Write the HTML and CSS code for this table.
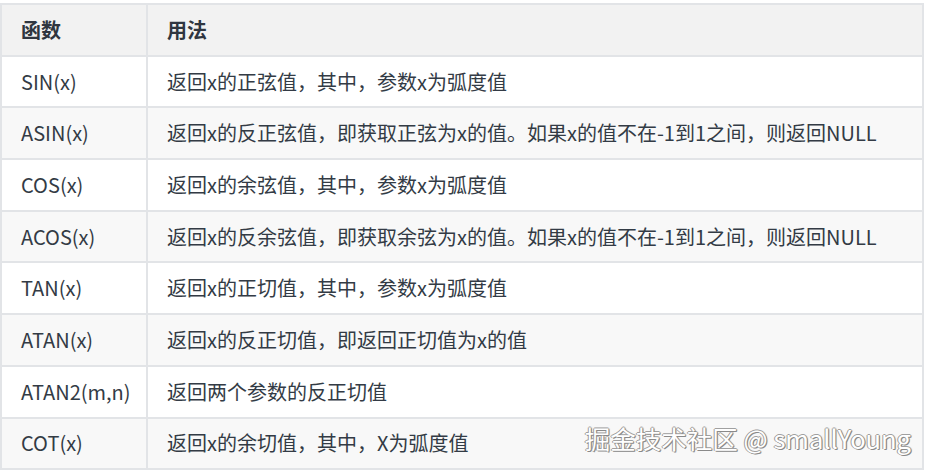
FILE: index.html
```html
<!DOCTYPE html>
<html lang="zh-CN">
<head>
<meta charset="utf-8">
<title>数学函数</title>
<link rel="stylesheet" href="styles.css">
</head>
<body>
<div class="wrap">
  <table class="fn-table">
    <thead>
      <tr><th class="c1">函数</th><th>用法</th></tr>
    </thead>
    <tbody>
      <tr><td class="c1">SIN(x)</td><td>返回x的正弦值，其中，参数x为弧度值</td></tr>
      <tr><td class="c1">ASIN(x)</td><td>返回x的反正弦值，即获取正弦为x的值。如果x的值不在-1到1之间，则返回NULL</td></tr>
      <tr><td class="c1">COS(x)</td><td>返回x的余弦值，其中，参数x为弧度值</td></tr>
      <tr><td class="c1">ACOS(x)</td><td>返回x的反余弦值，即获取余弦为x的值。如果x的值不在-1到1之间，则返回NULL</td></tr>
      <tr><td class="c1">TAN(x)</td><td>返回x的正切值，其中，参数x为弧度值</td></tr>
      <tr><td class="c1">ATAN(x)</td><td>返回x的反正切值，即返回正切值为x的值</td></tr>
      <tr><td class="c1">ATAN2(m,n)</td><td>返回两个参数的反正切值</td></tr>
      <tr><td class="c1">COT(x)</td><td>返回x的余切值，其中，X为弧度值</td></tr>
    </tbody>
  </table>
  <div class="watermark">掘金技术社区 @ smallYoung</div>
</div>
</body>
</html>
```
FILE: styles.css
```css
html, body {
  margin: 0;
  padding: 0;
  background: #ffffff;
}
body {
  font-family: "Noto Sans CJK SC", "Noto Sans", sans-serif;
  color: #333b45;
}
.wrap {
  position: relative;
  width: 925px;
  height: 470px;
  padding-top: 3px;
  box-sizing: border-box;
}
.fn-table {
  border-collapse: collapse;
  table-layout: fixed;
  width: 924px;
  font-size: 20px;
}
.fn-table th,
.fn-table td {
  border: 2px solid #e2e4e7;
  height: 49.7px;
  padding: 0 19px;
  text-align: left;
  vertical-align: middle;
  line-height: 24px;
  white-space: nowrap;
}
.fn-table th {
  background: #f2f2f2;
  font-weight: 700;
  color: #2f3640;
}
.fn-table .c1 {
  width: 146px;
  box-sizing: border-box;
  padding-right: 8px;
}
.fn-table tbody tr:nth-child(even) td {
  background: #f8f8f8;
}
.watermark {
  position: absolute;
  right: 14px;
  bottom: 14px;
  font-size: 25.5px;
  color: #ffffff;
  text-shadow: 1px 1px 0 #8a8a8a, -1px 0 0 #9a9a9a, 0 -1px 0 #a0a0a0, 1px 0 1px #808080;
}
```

________________________

▶ _EXERCISE GOAL_
Quote the material word for word, dropping any images it holds.

▶ _FULL ANSWER_
Write the HTML and CSS code for this table.
FILE: index.html
```html
<!DOCTYPE html>
<html lang="zh-CN">
<head>
<meta charset="utf-8">
<title>数学函数</title>
<link rel="stylesheet" href="styles.css">
</head>
<body>
<div class="wrap">
  <table class="fn-table">
    <thead>
      <tr><th class="c1">函数</th><th>用法</th></tr>
    </thead>
    <tbody>
      <tr><td class="c1">SIN(x)</td><td>返回x的正弦值，其中，参数x为弧度值</td></tr>
      <tr><td class="c1">ASIN(x)</td><td>返回x的反正弦值，即获取正弦为x的值。如果x的值不在-1到1之间，则返回NULL</td></tr>
      <tr><td class="c1">COS(x)</td><td>返回x的余弦值，其中，参数x为弧度值</td></tr>
      <tr><td class="c1">ACOS(x)</td><td>返回x的反余弦值，即获取余弦为x的值。如果x的值不在-1到1之间，则返回NULL</td></tr>
      <tr><td class="c1">TAN(x)</td><td>返回x的正切值，其中，参数x为弧度值</td></tr>
      <tr><td class="c1">ATAN(x)</td><td>返回x的反正切值，即返回正切值为x的值</td></tr>
      <tr><td class="c1">ATAN2(m,n)</td><td>返回两个参数的反正切值</td></tr>
      <tr><td class="c1">COT(x)</td><td>返回x的余切值，其中，X为弧度值</td></tr>
    </tbody>
  </table>
  <div class="watermark">掘金技术社区 @ smallYoung</div>
</div>
</body>
</html>
```
FILE: styles.css
```css
html, body {
  margin: 0;
  padding: 0;
  background: #ffffff;
}
body {
  font-family: "Noto Sans CJK SC", "Noto Sans", sans-serif;
  color: #333b45;
}
.wrap {
  position: relative;
  width: 925px;
  height: 470px;
  padding-top: 3px;
  box-sizing: border-box;
}
.fn-table {
  border-collapse: collapse;
  table-layout: fixed;
  width: 924px;
  font-size: 20px;
}
.fn-table th,
.fn-table td {
  border: 2px solid #e2e4e7;
  height: 49.7px;
  padding: 0 19px;
  text-align: left;
  vertical-align: middle;
  line-height: 24px;
  white-space: nowrap;
}
.fn-table th {
  background: #f2f2f2;
  font-weight: 700;
  color: #2f3640;
}
.fn-table .c1 {
  width: 146px;
  box-sizing: border-box;
  padding-right: 8px;
}
.fn-table tbody tr:nth-child(even) td {
  background: #f8f8f8;
}
.watermark {
  position: absolute;
  right: 14px;
  bottom: 14px;
  font-size: 25.5px;
  color: #ffffff;
  text-shadow: 1px 1px 0 #8a8a8a, -1px 0 0 #9a9a9a, 0 -1px 0 #a0a0a0, 1px 0 1px #808080;
}
```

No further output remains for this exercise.